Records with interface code
--- Begin ---
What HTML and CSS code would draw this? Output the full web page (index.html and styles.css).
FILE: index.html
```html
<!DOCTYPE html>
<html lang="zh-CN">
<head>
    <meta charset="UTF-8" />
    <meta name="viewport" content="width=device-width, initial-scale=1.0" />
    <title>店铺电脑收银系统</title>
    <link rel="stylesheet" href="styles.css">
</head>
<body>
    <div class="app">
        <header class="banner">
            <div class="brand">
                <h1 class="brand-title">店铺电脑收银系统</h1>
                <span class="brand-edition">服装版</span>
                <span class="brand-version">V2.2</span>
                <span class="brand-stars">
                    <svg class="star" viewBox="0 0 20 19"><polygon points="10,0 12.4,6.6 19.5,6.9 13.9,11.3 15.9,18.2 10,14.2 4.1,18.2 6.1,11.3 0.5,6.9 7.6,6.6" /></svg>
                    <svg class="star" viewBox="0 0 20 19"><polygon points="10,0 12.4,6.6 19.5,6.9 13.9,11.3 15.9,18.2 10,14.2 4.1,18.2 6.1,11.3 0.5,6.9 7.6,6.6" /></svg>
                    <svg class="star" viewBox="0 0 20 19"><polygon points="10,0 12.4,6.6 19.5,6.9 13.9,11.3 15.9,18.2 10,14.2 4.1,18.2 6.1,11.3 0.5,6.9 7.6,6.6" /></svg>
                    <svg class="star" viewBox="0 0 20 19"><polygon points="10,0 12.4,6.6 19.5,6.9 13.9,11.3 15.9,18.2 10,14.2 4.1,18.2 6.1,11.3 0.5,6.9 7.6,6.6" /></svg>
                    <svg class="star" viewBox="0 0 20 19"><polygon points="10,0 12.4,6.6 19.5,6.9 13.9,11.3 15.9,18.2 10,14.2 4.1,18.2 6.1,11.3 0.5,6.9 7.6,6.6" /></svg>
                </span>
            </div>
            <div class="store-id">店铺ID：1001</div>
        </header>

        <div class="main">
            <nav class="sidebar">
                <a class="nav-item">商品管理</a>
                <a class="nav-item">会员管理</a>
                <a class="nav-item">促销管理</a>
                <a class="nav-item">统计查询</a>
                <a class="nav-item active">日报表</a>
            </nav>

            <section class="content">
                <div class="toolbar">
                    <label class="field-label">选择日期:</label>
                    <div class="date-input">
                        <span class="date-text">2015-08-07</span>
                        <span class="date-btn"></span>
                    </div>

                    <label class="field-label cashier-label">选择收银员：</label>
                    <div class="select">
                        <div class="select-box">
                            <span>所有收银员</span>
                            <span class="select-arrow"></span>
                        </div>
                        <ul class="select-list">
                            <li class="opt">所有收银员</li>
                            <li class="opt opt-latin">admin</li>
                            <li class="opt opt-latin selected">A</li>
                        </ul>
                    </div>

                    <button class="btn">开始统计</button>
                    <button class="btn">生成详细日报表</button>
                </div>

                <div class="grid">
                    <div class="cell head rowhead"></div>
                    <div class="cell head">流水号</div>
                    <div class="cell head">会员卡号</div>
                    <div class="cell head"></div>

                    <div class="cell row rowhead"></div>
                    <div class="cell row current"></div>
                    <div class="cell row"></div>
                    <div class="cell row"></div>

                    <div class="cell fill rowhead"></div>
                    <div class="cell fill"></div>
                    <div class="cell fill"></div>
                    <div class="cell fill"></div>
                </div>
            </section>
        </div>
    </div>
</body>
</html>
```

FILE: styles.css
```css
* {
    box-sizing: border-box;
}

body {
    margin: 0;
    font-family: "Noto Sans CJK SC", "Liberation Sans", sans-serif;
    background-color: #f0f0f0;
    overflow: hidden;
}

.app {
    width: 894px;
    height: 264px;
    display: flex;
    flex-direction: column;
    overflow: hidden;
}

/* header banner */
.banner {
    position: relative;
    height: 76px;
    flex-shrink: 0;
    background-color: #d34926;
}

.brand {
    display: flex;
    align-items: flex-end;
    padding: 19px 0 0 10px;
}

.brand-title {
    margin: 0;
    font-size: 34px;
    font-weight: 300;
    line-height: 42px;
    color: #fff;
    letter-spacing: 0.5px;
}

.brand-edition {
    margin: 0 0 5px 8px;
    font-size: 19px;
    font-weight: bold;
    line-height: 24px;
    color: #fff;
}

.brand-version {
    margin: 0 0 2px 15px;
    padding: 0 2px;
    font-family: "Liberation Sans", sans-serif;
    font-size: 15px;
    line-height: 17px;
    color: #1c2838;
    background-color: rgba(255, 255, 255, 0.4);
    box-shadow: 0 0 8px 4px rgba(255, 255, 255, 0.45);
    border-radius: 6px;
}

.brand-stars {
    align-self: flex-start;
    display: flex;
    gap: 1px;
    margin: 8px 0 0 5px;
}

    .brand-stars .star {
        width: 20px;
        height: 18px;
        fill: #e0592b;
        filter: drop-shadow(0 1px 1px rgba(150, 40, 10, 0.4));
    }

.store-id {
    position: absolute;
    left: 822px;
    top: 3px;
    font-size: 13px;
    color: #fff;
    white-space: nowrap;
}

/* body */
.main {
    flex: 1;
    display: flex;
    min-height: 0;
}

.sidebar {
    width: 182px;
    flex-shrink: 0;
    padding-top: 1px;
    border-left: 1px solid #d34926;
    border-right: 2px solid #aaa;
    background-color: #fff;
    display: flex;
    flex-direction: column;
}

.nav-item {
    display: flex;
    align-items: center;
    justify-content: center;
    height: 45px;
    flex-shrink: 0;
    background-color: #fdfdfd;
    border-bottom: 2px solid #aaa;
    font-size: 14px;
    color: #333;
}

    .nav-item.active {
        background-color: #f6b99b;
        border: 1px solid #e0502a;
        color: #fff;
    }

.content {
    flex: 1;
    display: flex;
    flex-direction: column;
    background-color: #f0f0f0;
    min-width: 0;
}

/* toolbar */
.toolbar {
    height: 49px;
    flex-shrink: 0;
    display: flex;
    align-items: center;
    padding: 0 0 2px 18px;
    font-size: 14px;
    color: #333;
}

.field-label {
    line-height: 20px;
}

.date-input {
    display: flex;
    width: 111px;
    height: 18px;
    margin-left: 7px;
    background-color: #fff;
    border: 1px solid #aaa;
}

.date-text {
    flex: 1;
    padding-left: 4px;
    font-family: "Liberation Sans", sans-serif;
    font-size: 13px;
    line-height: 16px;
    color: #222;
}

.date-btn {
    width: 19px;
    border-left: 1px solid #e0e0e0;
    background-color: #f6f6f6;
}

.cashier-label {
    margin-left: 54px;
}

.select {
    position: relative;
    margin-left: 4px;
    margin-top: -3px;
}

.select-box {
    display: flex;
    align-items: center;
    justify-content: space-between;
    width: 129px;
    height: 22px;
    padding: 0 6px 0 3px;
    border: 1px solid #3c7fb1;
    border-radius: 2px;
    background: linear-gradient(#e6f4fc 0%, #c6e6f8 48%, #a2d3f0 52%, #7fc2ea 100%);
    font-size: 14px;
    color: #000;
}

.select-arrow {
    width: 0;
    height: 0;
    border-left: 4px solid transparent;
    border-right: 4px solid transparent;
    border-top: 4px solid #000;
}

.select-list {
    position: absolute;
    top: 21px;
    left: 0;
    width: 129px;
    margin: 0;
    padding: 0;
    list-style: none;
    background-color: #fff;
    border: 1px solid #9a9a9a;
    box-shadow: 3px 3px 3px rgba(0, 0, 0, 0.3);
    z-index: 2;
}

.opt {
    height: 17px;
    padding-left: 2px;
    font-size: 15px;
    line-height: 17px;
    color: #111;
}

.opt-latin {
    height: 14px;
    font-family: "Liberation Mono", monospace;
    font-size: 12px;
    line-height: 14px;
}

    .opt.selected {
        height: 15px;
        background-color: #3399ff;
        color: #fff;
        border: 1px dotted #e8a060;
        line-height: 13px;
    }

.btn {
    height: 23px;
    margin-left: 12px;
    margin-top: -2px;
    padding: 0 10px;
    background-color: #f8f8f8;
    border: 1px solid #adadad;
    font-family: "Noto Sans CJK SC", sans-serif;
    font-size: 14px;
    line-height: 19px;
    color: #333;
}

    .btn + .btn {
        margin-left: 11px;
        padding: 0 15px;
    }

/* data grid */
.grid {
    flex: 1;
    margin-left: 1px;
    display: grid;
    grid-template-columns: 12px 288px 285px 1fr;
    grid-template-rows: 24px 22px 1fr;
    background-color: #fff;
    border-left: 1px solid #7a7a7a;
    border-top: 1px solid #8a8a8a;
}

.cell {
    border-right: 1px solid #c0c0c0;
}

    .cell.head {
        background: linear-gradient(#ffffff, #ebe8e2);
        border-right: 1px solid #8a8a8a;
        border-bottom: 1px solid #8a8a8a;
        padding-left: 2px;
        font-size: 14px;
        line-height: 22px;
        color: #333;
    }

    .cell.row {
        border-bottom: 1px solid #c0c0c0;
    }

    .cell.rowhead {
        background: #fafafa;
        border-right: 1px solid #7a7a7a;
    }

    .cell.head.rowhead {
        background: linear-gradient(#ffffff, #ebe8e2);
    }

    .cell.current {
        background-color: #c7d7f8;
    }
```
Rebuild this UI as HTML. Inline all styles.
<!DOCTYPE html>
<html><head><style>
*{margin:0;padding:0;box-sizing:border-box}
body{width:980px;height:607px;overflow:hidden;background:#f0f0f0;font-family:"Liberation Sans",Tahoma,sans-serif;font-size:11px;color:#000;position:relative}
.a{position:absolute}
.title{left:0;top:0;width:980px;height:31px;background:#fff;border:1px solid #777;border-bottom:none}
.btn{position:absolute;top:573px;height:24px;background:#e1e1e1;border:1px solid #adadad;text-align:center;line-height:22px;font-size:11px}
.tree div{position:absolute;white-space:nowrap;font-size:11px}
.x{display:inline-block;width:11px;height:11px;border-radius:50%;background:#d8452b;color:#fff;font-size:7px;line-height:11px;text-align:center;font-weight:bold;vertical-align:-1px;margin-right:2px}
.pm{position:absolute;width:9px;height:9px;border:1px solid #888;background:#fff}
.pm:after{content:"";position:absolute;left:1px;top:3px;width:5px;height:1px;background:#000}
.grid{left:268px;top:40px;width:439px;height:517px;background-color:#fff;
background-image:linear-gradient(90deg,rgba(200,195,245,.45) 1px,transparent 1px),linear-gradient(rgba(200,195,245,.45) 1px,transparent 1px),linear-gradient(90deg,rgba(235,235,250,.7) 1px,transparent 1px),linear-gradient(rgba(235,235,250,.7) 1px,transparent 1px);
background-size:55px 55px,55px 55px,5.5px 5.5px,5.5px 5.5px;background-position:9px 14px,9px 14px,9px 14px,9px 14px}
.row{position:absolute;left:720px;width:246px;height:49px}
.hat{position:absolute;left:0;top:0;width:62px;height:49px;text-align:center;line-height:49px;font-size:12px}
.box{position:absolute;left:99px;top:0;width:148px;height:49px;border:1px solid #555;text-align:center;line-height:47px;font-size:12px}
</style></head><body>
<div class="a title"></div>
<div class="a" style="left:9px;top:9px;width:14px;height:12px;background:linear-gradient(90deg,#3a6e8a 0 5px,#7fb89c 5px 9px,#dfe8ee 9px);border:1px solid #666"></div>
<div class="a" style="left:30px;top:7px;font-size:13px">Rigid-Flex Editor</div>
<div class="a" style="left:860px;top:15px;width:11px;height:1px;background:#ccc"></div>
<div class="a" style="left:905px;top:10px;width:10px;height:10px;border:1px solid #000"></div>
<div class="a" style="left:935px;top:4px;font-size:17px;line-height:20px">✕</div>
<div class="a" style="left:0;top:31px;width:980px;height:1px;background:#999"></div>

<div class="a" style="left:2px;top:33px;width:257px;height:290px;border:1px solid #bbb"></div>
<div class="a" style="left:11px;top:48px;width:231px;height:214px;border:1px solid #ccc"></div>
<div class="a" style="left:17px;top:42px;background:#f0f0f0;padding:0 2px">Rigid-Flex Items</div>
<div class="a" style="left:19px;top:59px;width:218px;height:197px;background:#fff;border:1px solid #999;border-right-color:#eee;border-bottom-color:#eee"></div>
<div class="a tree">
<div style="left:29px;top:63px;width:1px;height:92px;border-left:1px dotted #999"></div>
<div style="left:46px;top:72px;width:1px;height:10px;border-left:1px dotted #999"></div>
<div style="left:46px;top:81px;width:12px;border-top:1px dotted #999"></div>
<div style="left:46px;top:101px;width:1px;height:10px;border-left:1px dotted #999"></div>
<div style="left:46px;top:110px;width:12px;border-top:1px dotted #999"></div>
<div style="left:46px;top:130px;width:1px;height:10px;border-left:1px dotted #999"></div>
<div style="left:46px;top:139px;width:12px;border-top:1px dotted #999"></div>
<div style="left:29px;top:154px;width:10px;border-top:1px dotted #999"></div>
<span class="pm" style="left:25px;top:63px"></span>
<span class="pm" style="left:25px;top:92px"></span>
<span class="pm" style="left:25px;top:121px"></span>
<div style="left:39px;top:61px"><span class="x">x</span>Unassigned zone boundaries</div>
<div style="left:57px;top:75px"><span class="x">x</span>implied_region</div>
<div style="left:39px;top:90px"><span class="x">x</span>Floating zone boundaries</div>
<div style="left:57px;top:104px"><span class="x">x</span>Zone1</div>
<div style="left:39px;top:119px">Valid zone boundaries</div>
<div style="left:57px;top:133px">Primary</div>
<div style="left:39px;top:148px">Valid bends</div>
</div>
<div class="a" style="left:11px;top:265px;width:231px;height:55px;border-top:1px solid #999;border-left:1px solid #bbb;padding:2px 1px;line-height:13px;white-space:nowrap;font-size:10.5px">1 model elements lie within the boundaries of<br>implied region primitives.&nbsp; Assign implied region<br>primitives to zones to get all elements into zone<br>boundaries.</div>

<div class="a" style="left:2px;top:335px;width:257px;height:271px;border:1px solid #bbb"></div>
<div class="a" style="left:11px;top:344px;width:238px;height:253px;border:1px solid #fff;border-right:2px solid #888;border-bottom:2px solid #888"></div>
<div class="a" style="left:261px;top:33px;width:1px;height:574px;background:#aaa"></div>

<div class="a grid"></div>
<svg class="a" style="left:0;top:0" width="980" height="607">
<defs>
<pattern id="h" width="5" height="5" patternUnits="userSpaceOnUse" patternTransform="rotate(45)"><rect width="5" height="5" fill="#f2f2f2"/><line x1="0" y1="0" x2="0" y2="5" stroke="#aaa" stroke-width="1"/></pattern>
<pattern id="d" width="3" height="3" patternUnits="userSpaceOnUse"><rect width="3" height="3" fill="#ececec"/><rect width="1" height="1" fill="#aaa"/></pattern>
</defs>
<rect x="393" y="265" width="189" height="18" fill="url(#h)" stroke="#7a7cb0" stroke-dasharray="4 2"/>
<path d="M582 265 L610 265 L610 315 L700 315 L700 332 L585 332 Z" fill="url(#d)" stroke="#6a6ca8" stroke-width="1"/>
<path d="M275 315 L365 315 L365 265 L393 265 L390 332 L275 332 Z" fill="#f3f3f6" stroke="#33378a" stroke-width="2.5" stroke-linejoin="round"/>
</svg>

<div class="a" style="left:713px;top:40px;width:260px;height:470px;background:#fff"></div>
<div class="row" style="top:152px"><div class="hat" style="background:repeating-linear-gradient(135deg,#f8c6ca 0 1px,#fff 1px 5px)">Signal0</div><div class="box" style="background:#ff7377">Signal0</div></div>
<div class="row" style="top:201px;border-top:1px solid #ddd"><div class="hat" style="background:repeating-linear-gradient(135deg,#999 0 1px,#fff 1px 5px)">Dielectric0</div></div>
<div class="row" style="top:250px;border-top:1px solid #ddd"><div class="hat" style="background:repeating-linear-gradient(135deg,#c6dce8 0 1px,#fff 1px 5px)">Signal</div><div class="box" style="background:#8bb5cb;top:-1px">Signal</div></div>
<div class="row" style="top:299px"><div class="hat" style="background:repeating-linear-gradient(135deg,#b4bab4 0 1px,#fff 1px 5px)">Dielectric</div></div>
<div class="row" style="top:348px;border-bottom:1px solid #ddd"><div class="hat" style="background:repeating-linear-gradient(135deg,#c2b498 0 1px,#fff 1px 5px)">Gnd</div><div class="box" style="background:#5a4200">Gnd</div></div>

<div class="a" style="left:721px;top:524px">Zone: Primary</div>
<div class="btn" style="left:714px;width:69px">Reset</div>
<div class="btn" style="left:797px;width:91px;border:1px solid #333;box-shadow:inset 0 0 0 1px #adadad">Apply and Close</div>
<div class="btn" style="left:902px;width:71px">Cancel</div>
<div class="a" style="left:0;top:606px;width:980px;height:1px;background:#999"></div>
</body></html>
--- End ---
◆ Requirement
How many lines of the listing above include the word "styles"? Reply with the number alone.

◆ Right answer
4